Locate the lines where "styles" occurs and copy them as they stand.
=== Given data ===
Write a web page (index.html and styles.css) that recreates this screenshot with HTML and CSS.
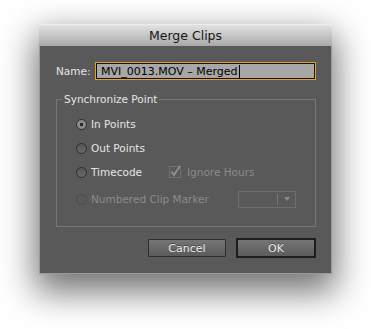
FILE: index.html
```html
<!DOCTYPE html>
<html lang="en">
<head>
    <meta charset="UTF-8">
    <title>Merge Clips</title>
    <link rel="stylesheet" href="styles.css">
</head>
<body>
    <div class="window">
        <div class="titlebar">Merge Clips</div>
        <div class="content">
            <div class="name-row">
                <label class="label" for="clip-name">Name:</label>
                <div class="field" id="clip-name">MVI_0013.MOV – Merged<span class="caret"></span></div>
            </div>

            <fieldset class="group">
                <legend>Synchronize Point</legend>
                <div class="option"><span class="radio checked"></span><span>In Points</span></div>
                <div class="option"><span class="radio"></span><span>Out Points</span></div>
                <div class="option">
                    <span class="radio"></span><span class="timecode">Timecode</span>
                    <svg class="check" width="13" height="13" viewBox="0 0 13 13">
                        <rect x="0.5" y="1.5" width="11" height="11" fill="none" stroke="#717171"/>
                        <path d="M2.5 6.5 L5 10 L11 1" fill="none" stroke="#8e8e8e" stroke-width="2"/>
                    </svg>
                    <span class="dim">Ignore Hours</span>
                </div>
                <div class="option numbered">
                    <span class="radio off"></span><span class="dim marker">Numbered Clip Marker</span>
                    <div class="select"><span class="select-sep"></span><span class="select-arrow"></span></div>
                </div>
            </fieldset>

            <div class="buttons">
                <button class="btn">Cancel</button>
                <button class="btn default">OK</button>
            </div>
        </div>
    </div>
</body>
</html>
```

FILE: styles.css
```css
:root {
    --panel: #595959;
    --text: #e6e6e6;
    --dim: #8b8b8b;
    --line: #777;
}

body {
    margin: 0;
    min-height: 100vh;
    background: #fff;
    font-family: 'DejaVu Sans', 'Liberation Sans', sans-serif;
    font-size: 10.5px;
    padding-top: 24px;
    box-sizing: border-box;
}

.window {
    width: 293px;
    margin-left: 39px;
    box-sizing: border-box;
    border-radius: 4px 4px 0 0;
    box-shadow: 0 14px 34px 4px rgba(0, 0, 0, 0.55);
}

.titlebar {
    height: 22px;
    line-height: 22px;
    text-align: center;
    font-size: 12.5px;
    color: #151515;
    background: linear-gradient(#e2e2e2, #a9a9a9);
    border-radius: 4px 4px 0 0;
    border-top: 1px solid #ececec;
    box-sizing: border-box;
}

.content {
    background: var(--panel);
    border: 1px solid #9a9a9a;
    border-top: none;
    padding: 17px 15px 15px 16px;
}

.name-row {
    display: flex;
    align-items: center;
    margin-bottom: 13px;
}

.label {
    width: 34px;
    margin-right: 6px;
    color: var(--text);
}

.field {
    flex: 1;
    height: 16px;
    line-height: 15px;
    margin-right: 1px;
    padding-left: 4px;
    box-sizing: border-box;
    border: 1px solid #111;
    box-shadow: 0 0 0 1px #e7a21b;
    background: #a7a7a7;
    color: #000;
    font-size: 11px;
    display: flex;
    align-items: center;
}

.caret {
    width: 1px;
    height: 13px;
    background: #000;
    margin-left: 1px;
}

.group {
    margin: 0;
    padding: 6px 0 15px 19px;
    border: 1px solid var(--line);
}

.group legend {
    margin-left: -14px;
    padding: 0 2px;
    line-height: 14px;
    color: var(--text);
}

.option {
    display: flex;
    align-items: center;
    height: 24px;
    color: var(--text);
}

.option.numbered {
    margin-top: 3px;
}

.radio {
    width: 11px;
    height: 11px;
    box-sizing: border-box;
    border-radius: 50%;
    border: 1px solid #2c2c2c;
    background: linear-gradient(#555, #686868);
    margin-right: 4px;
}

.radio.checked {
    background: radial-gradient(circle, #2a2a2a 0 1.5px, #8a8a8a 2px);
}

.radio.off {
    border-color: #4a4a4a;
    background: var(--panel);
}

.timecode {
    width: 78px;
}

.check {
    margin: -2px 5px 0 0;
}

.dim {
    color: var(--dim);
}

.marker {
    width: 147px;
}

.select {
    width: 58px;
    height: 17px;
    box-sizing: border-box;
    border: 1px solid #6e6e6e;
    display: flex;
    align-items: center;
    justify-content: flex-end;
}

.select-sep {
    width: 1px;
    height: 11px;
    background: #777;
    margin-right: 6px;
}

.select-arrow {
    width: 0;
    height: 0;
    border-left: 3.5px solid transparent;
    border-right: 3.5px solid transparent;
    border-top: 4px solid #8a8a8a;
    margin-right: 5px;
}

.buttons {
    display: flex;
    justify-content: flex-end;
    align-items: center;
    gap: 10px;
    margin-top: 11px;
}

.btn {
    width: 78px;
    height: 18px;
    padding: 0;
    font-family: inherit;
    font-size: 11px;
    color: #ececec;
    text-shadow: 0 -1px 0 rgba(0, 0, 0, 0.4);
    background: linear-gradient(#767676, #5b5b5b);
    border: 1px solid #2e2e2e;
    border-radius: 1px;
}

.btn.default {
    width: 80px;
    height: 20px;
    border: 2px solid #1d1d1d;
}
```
===
_Exercise result_.
Write a web page (index.html and styles.css) that recreates this screenshot with HTML and CSS.
    <link rel="stylesheet" href="styles.css">
FILE: styles.css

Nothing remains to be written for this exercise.